LA Times business columnist Michael Hiltzik thinks the O'Bannon case - which takes its name from a former UCLA athlete - means less than some might think.
...Few people have the courage to mess with the business enterprise that
is big-time university sports. Not the National Collegiate Athletic
Assn., which supposedly monitors academic standards for
"scholar-athletes" and protects them from commercial exploitation. And
not U.S. District Judge Claudia Wilken of Oakland, who handed down a landmark antitrust ruling about a week ago that undermines the NCAA's ban on paying student athletes what they're worth.

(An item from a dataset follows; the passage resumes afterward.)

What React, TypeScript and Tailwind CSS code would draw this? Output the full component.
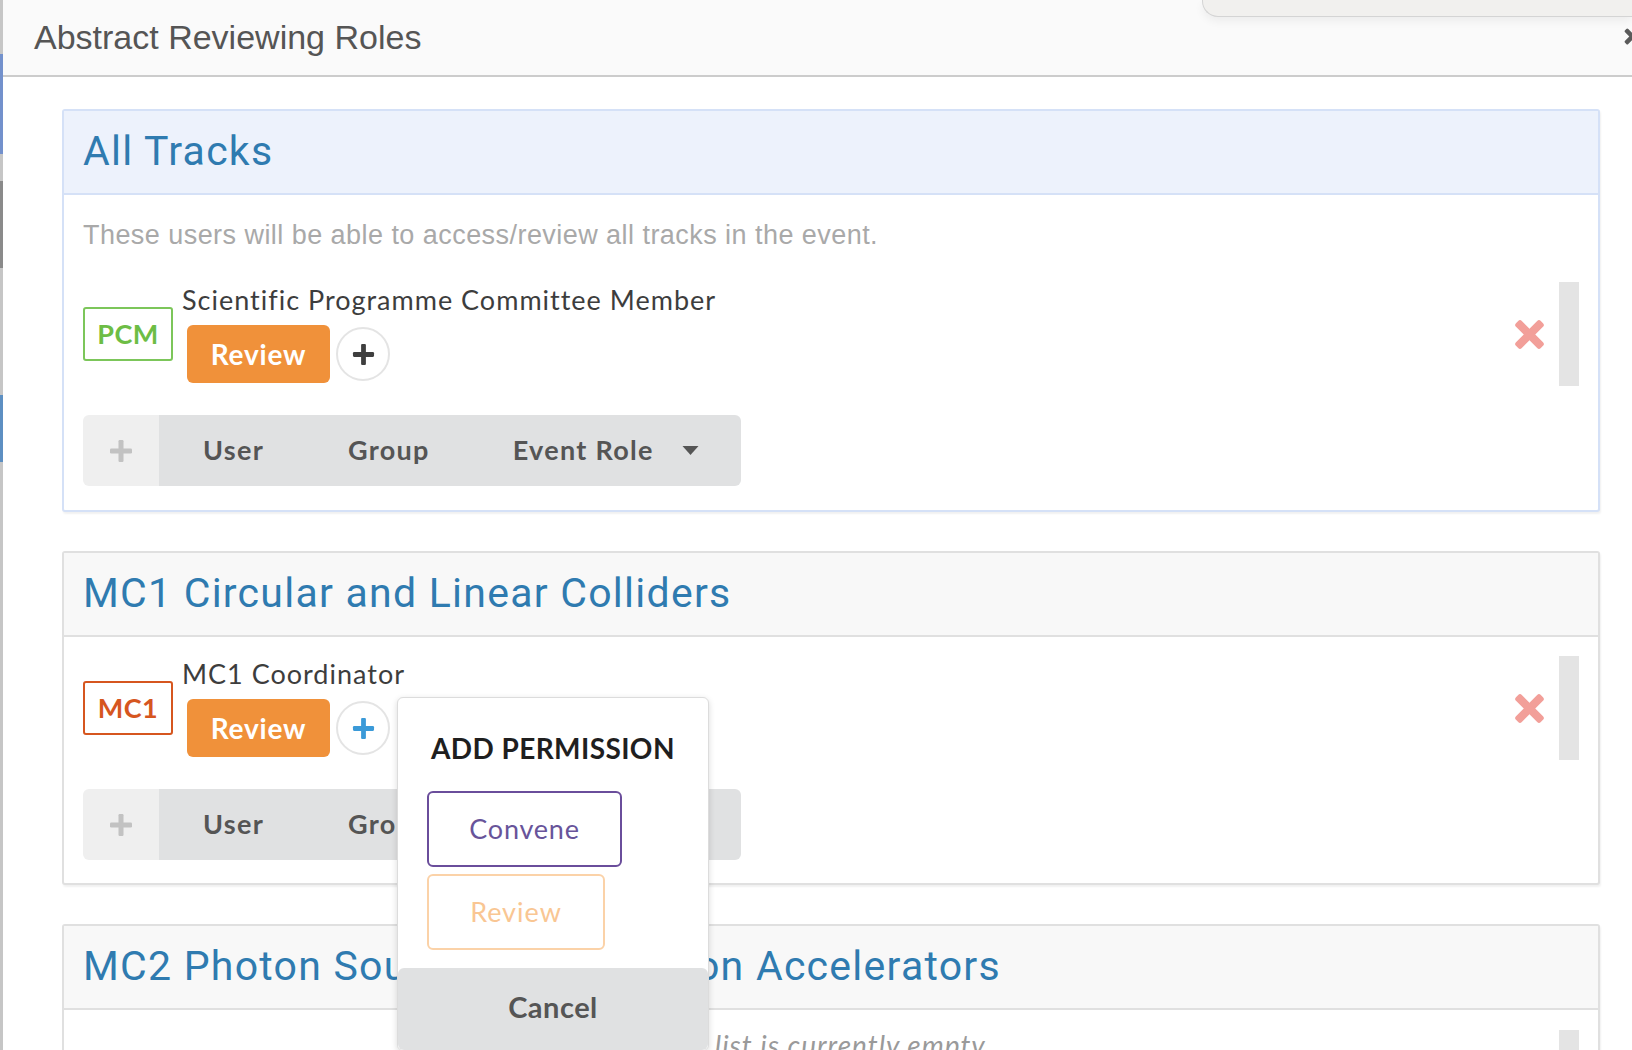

Many observers say that Wilken threw the NCAA for a big loss. They're wrong.
It's
true that Wilken chipped away at some NCAA prohibitions on athlete
compensation, notably the ban on paying them for the licensing of their
"names, images, and likenesses." (This was the particular target of the
plaintiffs, led by Ed O'Bannon, the former UCLA basketball star.) She
recognized big-college sports as a business, not amateur competition,
which can hardly come as a surprise to the NCAA or university
presidents.
But her ruling — which the NCAA plans to appeal —
still is shadowed by this outmoded concept as it applies to football and
basketball...
Full column at http://www.latimes.com/business/hiltzik/la-fi-hiltzik-20140815-column.html
Hiltzik's basic point is that football and basketball are different from other sports that have not become de facto commercial enterprises. The court opinion tries to cover all college sports, ignoring the difference.